Issue 3: Sunday evening, after a beautiful sunny day, our battery meter read 100%. We watched a little TV and recharged phones and computers before we turned off the inverter and went to bed. We checked the meter before bed and were around 95% full. Monday morning (the first of four cloudy days in a row) the meter read 52%. How did that happen? It is not good to run the bank below 50% and we were at 52% after only one night. It was another cold morning, but we didn't turn on the furnace because while we had plenty of propane, it takes electricity to run the furnace fan. During the day, the meter went from 90% to 85% to 52% to 74% to 52% in a matter of an hour. We asked Gary, the RV Doctor, who was teaching at the Conference, what he thought the issue might be. Without going into many details here, he thought one possibility might be the inverter meter not fully recognizing the new batteries. He gave us a couple of ideas to try and the owner of the golf car shop where we purchased the batteries said they would not show full charge until after they had been cycled a few times. Trey eventually went though all the settings on the inverter and we began seeing more realistic numbers, but they remained somewhat unstable. We still had three more days without sun, so we did our best to conserve, still not sure we could trust the inverter's battery meter. Of our seven days drycamping, we had one and a half days of sunshine. There were a few other times when the clouds weren't dark and we saw a little charge added to the batteries, but that is the most stringent battery test we've had so far. We learned a great deal about our system capabilities that week. We don't see ourselves boondocking much, but it is good to know we can live off the grid for a while with our current system.
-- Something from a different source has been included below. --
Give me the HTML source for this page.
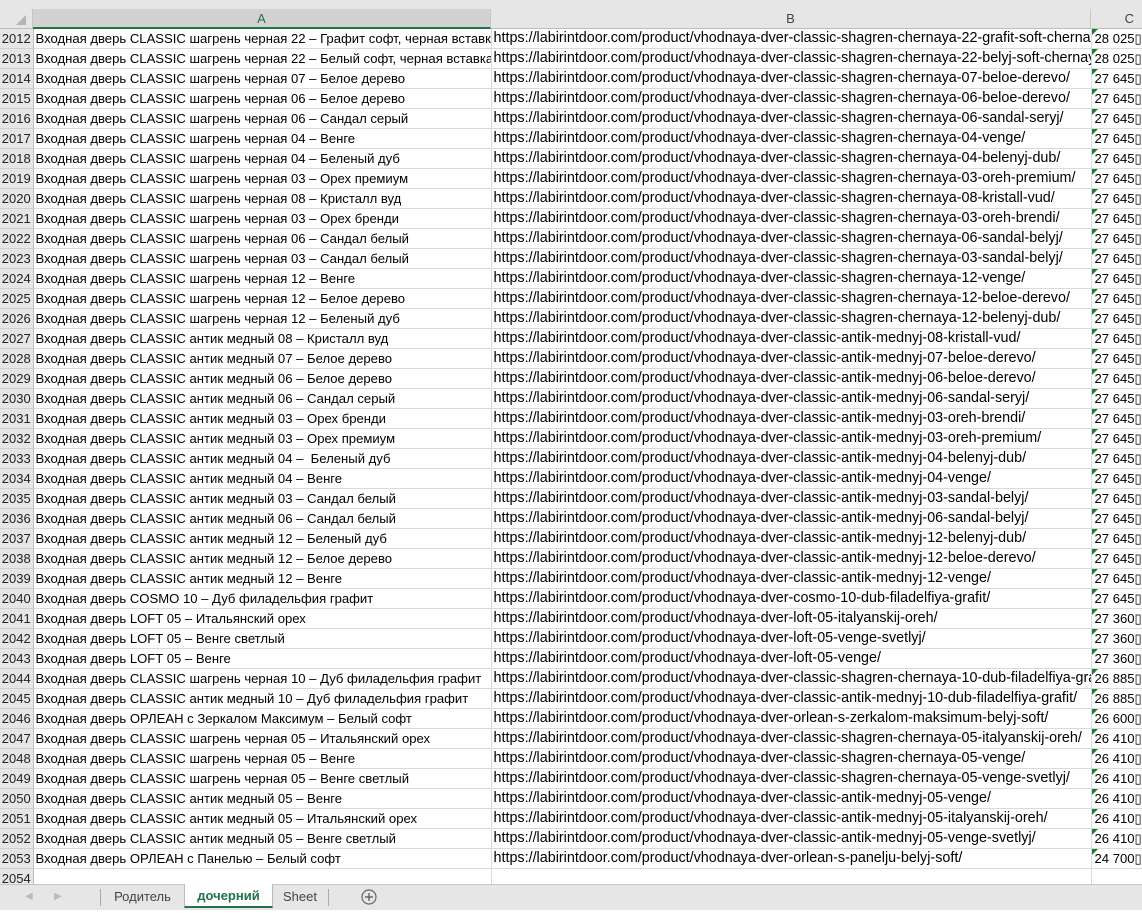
<!DOCTYPE html>
<html><head><meta charset="utf-8"><style>
body{margin:0;width:1142px;height:909px;overflow:hidden;background:#fff;font-family:"Liberation Sans",sans-serif;font-size:13.1px;color:#000;position:relative}
.top{position:absolute;left:0;top:0;width:1142px;height:9px;background:#e6e6e6}
.hdr{position:absolute;top:9px;left:0;height:19px;width:1142px;background:#e6e6e6;border-bottom:1px solid #bdbdbd}
.hdr div{position:absolute;top:0;height:19px;line-height:20px;text-align:center;color:#444;font-size:13px;border-right:1px solid #c6c6c6}
.hdr .a{background:#d2d2d2;border-bottom:2px solid #217346;height:18px;color:#217346}
table{position:absolute;top:29px;left:0;width:1142px;border-collapse:collapse;table-layout:fixed}
td{height:19px;border-right:1px solid #dadada;border-bottom:1px solid #dadada;padding:0 0 0 2px;white-space:nowrap;overflow:hidden;line-height:19px}
td.u{font-size:14.35px;padding-left:2px}
td.n{background:#e6e6e6;color:#222;padding:0;text-align:center;border-right:1px solid #bdbdbd;border-bottom:1px solid #d0d0d0;font-size:13px}
td.c{position:relative;padding-left:3px}
td.c:before{content:"";position:absolute;left:0;top:0;border-top:6px solid #1e7a32;border-right:6px solid transparent}
.tabs{position:absolute;left:0;top:884px;width:1142px;height:25px;background:#e6e6e6;border-top:1px solid #c6c6c6;font-size:13px;color:#444}
.tabs span{position:absolute;top:0;height:24px;line-height:24px}
</style></head><body>
<div class="top"></div>
<div class="hdr">
<div style="left:0;width:32px;background:#e6e6e6"><svg width="32" height="19"><polygon points="26,6 26,16 16,16" fill="#b4b4b4"/></svg></div>
<div class="a" style="left:33px;width:457px">A</div>
<div style="left:491px;width:599px">B</div>
<div style="left:1091px;width:51px;border-right:none;text-align:right;padding-right:8px;box-sizing:border-box">C</div>
</div>
<table>
<colgroup><col style="width:33px"><col style="width:458px"><col style="width:600px"><col style="width:51px"></colgroup>
<tbody>
<tr><td class="n">2012</td><td>Входная дверь CLASSIC шагрень черная 22 – Графит софт, черная вставка</td><td class="u">https://labirintdoor.com/product/vhodnaya-dver-classic-shagren-chernaya-22-grafit-soft-chernaya/</td><td class="c">28 025▯</td></tr>
<tr><td class="n">2013</td><td>Входная дверь CLASSIC шагрень черная 22 – Белый софт, черная вставка</td><td class="u">https://labirintdoor.com/product/vhodnaya-dver-classic-shagren-chernaya-22-belyj-soft-chernaya/</td><td class="c">28 025▯</td></tr>
<tr><td class="n">2014</td><td>Входная дверь CLASSIC шагрень черная 07 – Белое дерево</td><td class="u">https://labirintdoor.com/product/vhodnaya-dver-classic-shagren-chernaya-07-beloe-derevo/</td><td class="c">27 645▯</td></tr>
<tr><td class="n">2015</td><td>Входная дверь CLASSIC шагрень черная 06 – Белое дерево</td><td class="u">https://labirintdoor.com/product/vhodnaya-dver-classic-shagren-chernaya-06-beloe-derevo/</td><td class="c">27 645▯</td></tr>
<tr><td class="n">2016</td><td>Входная дверь CLASSIC шагрень черная 06 – Сандал серый</td><td class="u">https://labirintdoor.com/product/vhodnaya-dver-classic-shagren-chernaya-06-sandal-seryj/</td><td class="c">27 645▯</td></tr>
<tr><td class="n">2017</td><td>Входная дверь CLASSIC шагрень черная 04 – Венге</td><td class="u">https://labirintdoor.com/product/vhodnaya-dver-classic-shagren-chernaya-04-venge/</td><td class="c">27 645▯</td></tr>
<tr><td class="n">2018</td><td>Входная дверь CLASSIC шагрень черная 04 – Беленый дуб</td><td class="u">https://labirintdoor.com/product/vhodnaya-dver-classic-shagren-chernaya-04-belenyj-dub/</td><td class="c">27 645▯</td></tr>
<tr><td class="n">2019</td><td>Входная дверь CLASSIC шагрень черная 03 – Орех премиум</td><td class="u">https://labirintdoor.com/product/vhodnaya-dver-classic-shagren-chernaya-03-oreh-premium/</td><td class="c">27 645▯</td></tr>
<tr><td class="n">2020</td><td>Входная дверь CLASSIC шагрень черная 08 – Кристалл вуд</td><td class="u">https://labirintdoor.com/product/vhodnaya-dver-classic-shagren-chernaya-08-kristall-vud/</td><td class="c">27 645▯</td></tr>
<tr><td class="n">2021</td><td>Входная дверь CLASSIC шагрень черная 03 – Орех бренди</td><td class="u">https://labirintdoor.com/product/vhodnaya-dver-classic-shagren-chernaya-03-oreh-brendi/</td><td class="c">27 645▯</td></tr>
<tr><td class="n">2022</td><td>Входная дверь CLASSIC шагрень черная 06 – Сандал белый</td><td class="u">https://labirintdoor.com/product/vhodnaya-dver-classic-shagren-chernaya-06-sandal-belyj/</td><td class="c">27 645▯</td></tr>
<tr><td class="n">2023</td><td>Входная дверь CLASSIC шагрень черная 03 – Сандал белый</td><td class="u">https://labirintdoor.com/product/vhodnaya-dver-classic-shagren-chernaya-03-sandal-belyj/</td><td class="c">27 645▯</td></tr>
<tr><td class="n">2024</td><td>Входная дверь CLASSIC шагрень черная 12 – Венге</td><td class="u">https://labirintdoor.com/product/vhodnaya-dver-classic-shagren-chernaya-12-venge/</td><td class="c">27 645▯</td></tr>
<tr><td class="n">2025</td><td>Входная дверь CLASSIC шагрень черная 12 – Белое дерево</td><td class="u">https://labirintdoor.com/product/vhodnaya-dver-classic-shagren-chernaya-12-beloe-derevo/</td><td class="c">27 645▯</td></tr>
<tr><td class="n">2026</td><td>Входная дверь CLASSIC шагрень черная 12 – Беленый дуб</td><td class="u">https://labirintdoor.com/product/vhodnaya-dver-classic-shagren-chernaya-12-belenyj-dub/</td><td class="c">27 645▯</td></tr>
<tr><td class="n">2027</td><td>Входная дверь CLASSIC антик медный 08 – Кристалл вуд</td><td class="u">https://labirintdoor.com/product/vhodnaya-dver-classic-antik-mednyj-08-kristall-vud/</td><td class="c">27 645▯</td></tr>
<tr><td class="n">2028</td><td>Входная дверь CLASSIC антик медный 07 – Белое дерево</td><td class="u">https://labirintdoor.com/product/vhodnaya-dver-classic-antik-mednyj-07-beloe-derevo/</td><td class="c">27 645▯</td></tr>
<tr><td class="n">2029</td><td>Входная дверь CLASSIC антик медный 06 – Белое дерево</td><td class="u">https://labirintdoor.com/product/vhodnaya-dver-classic-antik-mednyj-06-beloe-derevo/</td><td class="c">27 645▯</td></tr>
<tr><td class="n">2030</td><td>Входная дверь CLASSIC антик медный 06 – Сандал серый</td><td class="u">https://labirintdoor.com/product/vhodnaya-dver-classic-antik-mednyj-06-sandal-seryj/</td><td class="c">27 645▯</td></tr>
<tr><td class="n">2031</td><td>Входная дверь CLASSIC антик медный 03 – Орех бренди</td><td class="u">https://labirintdoor.com/product/vhodnaya-dver-classic-antik-mednyj-03-oreh-brendi/</td><td class="c">27 645▯</td></tr>
<tr><td class="n">2032</td><td>Входная дверь CLASSIC антик медный 03 – Орех премиум</td><td class="u">https://labirintdoor.com/product/vhodnaya-dver-classic-antik-mednyj-03-oreh-premium/</td><td class="c">27 645▯</td></tr>
<tr><td class="n">2033</td><td>Входная дверь CLASSIC антик медный 04 –&nbsp; Беленый дуб</td><td class="u">https://labirintdoor.com/product/vhodnaya-dver-classic-antik-mednyj-04-belenyj-dub/</td><td class="c">27 645▯</td></tr>
<tr><td class="n">2034</td><td>Входная дверь CLASSIC антик медный 04 – Венге</td><td class="u">https://labirintdoor.com/product/vhodnaya-dver-classic-antik-mednyj-04-venge/</td><td class="c">27 645▯</td></tr>
<tr><td class="n">2035</td><td>Входная дверь CLASSIC антик медный 03 – Сандал белый</td><td class="u">https://labirintdoor.com/product/vhodnaya-dver-classic-antik-mednyj-03-sandal-belyj/</td><td class="c">27 645▯</td></tr>
<tr><td class="n">2036</td><td>Входная дверь CLASSIC антик медный 06 – Сандал белый</td><td class="u">https://labirintdoor.com/product/vhodnaya-dver-classic-antik-mednyj-06-sandal-belyj/</td><td class="c">27 645▯</td></tr>
<tr><td class="n">2037</td><td>Входная дверь CLASSIC антик медный 12 – Беленый дуб</td><td class="u">https://labirintdoor.com/product/vhodnaya-dver-classic-antik-mednyj-12-belenyj-dub/</td><td class="c">27 645▯</td></tr>
<tr><td class="n">2038</td><td>Входная дверь CLASSIC антик медный 12 – Белое дерево</td><td class="u">https://labirintdoor.com/product/vhodnaya-dver-classic-antik-mednyj-12-beloe-derevo/</td><td class="c">27 645▯</td></tr>
<tr><td class="n">2039</td><td>Входная дверь CLASSIC антик медный 12 – Венге</td><td class="u">https://labirintdoor.com/product/vhodnaya-dver-classic-antik-mednyj-12-venge/</td><td class="c">27 645▯</td></tr>
<tr><td class="n">2040</td><td>Входная дверь COSMO 10 – Дуб филадельфия графит</td><td class="u">https://labirintdoor.com/product/vhodnaya-dver-cosmo-10-dub-filadelfiya-grafit/</td><td class="c">27 645▯</td></tr>
<tr><td class="n">2041</td><td>Входная дверь LOFT 05 – Итальянский орех</td><td class="u">https://labirintdoor.com/product/vhodnaya-dver-loft-05-italyanskij-oreh/</td><td class="c">27 360▯</td></tr>
<tr><td class="n">2042</td><td>Входная дверь LOFT 05 – Венге светлый</td><td class="u">https://labirintdoor.com/product/vhodnaya-dver-loft-05-venge-svetlyj/</td><td class="c">27 360▯</td></tr>
<tr><td class="n">2043</td><td>Входная дверь LOFT 05 – Венге</td><td class="u">https://labirintdoor.com/product/vhodnaya-dver-loft-05-venge/</td><td class="c">27 360▯</td></tr>
<tr><td class="n">2044</td><td>Входная дверь CLASSIC шагрень черная 10 – Дуб филадельфия графит</td><td class="u">https://labirintdoor.com/product/vhodnaya-dver-classic-shagren-chernaya-10-dub-filadelfiya-grafit/</td><td class="c">26 885▯</td></tr>
<tr><td class="n">2045</td><td>Входная дверь CLASSIC антик медный 10 – Дуб филадельфия графит</td><td class="u">https://labirintdoor.com/product/vhodnaya-dver-classic-antik-mednyj-10-dub-filadelfiya-grafit/</td><td class="c">26 885▯</td></tr>
<tr><td class="n">2046</td><td>Входная дверь ОРЛЕАН с Зеркалом Максимум – Белый софт</td><td class="u">https://labirintdoor.com/product/vhodnaya-dver-orlean-s-zerkalom-maksimum-belyj-soft/</td><td class="c">26 600▯</td></tr>
<tr><td class="n">2047</td><td>Входная дверь CLASSIC шагрень черная 05 – Итальянский орех</td><td class="u">https://labirintdoor.com/product/vhodnaya-dver-classic-shagren-chernaya-05-italyanskij-oreh/</td><td class="c">26 410▯</td></tr>
<tr><td class="n">2048</td><td>Входная дверь CLASSIC шагрень черная 05 – Венге</td><td class="u">https://labirintdoor.com/product/vhodnaya-dver-classic-shagren-chernaya-05-venge/</td><td class="c">26 410▯</td></tr>
<tr><td class="n">2049</td><td>Входная дверь CLASSIC шагрень черная 05 – Венге светлый</td><td class="u">https://labirintdoor.com/product/vhodnaya-dver-classic-shagren-chernaya-05-venge-svetlyj/</td><td class="c">26 410▯</td></tr>
<tr><td class="n">2050</td><td>Входная дверь CLASSIC антик медный 05 – Венге</td><td class="u">https://labirintdoor.com/product/vhodnaya-dver-classic-antik-mednyj-05-venge/</td><td class="c">26 410▯</td></tr>
<tr><td class="n">2051</td><td>Входная дверь CLASSIC антик медный 05 – Итальянский орех</td><td class="u">https://labirintdoor.com/product/vhodnaya-dver-classic-antik-mednyj-05-italyanskij-oreh/</td><td class="c">26 410▯</td></tr>
<tr><td class="n">2052</td><td>Входная дверь CLASSIC антик медный 05 – Венге светлый</td><td class="u">https://labirintdoor.com/product/vhodnaya-dver-classic-antik-mednyj-05-venge-svetlyj/</td><td class="c">26 410▯</td></tr>
<tr><td class="n">2053</td><td>Входная дверь ОРЛЕАН с Панелью – Белый софт</td><td class="u">https://labirintdoor.com/product/vhodnaya-dver-orlean-s-panelju-belyj-soft/</td><td class="c">24 700▯</td></tr>
<tr><td class="n">2054</td><td></td><td></td><td></td></tr>
</tbody></table>
<div class="tabs">
<span style="left:25px;color:#bbb;font-size:10px">◀</span>
<span style="left:54px;color:#bbb;font-size:10px">▶</span>
<span style="left:100px;width:1px;background:#aaa;top:4px;height:17px"></span>
<span style="left:101px;width:83px;text-align:center">Родитель</span>
<span style="left:184px;width:87px;text-align:center;background:#fff;color:#217346;font-weight:bold;border-bottom:2px solid #217346;height:22px;top:-1px;border-left:1px solid #bbb;border-right:1px solid #bbb">дочерний</span>
<span style="left:272px;width:56px;text-align:center">Sheet</span>
<span style="left:328px;width:1px;background:#aaa;top:4px;height:17px"></span>
<span style="left:361px;top:4px;height:16px"><svg width="16" height="16"><circle cx="8" cy="8" r="7" fill="none" stroke="#666" stroke-width="1.2"/><path d="M4 8h8M8 4v8" stroke="#666" stroke-width="1.4"/></svg></span>
</div>
</body></html>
While dealing with these problems, we tried to remind each other to be thankful in all circumstances. We want to walk in obedience each moment, whether pleasurable or difficult, whether joyous or painful. We fail far too many times, but keep striving to live worthy for the One who works all things for our good.
pray without ceasing,
in everything give thanks;
for this is the will of God in Christ Jesus for you.
1 Thessalonians 5:16-18
Leaving Elizabethtown, we drove through more beautiful midwest countryside.
We landed in Goshen, IN. This was not in the plans, it seems good place to catch our breath and pass Memorial Day weekend.